## Problem description
Your task is to return, exactly, the run of lines starting at the line holding "Clone this screenshot" and ending at the line holding "import React from", both ends included and no other lines.

## Data extract
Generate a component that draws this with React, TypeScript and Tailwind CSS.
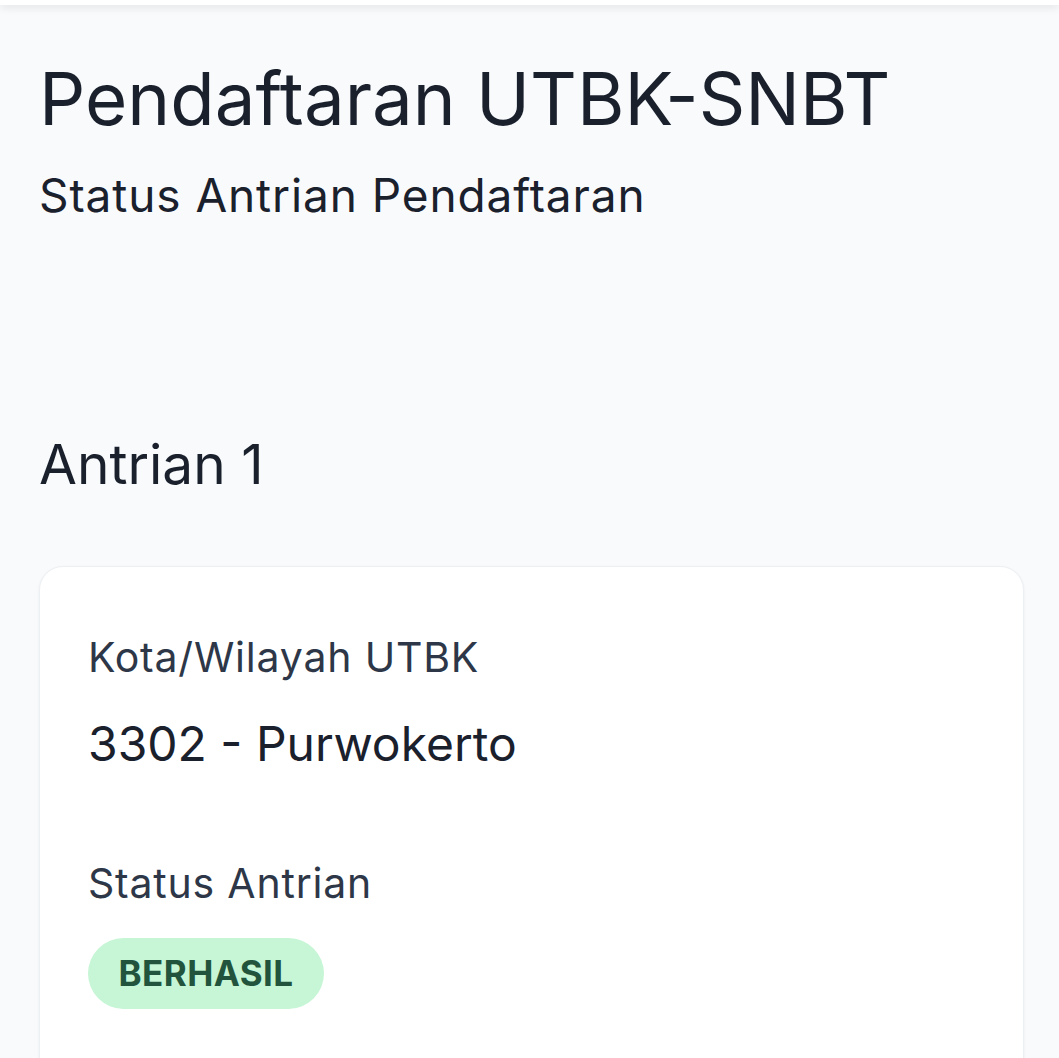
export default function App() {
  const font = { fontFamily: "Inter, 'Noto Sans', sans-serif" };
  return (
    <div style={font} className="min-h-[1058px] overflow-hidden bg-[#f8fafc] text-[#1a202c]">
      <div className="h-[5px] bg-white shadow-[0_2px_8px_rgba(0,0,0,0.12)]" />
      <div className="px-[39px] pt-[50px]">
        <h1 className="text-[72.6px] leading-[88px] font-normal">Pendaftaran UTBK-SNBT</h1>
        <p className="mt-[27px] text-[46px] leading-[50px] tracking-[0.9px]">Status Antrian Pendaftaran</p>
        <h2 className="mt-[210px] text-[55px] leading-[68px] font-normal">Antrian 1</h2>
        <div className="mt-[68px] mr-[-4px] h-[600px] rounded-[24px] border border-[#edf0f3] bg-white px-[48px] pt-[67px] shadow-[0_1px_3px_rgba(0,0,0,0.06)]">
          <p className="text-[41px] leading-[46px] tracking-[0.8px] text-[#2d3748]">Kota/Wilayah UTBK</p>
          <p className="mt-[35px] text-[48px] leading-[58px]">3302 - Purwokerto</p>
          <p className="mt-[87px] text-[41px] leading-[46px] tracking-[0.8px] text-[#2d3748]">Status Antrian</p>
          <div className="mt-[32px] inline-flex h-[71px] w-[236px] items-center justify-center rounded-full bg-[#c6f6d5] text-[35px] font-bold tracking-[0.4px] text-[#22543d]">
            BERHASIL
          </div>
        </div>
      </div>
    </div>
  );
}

==

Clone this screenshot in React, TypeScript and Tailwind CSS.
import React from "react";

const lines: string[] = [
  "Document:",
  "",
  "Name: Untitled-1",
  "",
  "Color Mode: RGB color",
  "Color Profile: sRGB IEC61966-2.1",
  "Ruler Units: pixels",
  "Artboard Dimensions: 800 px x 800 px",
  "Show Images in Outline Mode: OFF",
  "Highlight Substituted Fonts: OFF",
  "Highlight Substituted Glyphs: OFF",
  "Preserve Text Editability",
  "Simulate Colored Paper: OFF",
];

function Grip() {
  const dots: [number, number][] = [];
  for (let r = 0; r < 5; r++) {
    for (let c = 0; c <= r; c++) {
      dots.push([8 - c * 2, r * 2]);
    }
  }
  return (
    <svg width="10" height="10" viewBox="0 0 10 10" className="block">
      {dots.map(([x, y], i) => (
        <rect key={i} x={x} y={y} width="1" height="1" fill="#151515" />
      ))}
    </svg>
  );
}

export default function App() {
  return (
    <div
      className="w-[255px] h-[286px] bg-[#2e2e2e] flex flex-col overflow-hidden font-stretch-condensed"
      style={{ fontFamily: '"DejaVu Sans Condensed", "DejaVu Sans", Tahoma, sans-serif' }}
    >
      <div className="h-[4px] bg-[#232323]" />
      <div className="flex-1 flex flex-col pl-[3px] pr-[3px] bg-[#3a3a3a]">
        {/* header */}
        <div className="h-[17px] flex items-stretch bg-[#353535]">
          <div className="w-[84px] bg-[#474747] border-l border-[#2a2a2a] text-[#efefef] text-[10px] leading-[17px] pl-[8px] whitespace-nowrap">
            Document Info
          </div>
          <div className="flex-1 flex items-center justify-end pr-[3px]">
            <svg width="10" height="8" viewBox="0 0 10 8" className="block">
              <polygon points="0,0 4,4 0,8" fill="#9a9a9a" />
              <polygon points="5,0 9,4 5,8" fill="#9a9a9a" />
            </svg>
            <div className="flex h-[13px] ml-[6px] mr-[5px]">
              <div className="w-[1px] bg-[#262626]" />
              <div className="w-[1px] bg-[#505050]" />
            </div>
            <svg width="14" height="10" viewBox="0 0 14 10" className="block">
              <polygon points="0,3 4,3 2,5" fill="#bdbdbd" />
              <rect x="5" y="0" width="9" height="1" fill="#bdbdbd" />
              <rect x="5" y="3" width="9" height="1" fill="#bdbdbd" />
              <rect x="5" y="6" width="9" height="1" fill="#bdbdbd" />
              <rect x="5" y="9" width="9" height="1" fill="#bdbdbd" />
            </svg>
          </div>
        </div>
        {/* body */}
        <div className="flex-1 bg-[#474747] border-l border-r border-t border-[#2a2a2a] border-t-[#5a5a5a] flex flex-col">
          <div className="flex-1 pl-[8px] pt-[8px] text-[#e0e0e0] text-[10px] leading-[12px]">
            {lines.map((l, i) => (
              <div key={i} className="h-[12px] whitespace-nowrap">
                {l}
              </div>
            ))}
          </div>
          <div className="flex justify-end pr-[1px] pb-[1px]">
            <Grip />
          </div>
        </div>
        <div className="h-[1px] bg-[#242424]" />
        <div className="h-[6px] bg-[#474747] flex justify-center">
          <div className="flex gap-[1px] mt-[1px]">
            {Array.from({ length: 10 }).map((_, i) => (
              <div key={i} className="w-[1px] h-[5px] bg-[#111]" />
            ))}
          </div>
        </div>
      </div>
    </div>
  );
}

* * *

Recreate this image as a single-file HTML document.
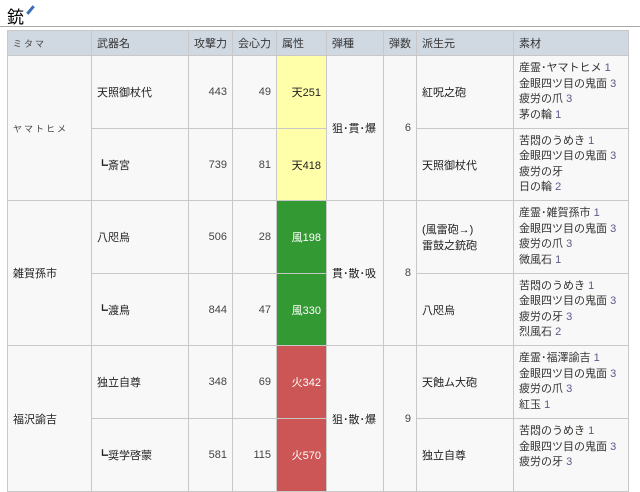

## The response
Clone this screenshot in React, TypeScript and Tailwind CSS.
import React from "react";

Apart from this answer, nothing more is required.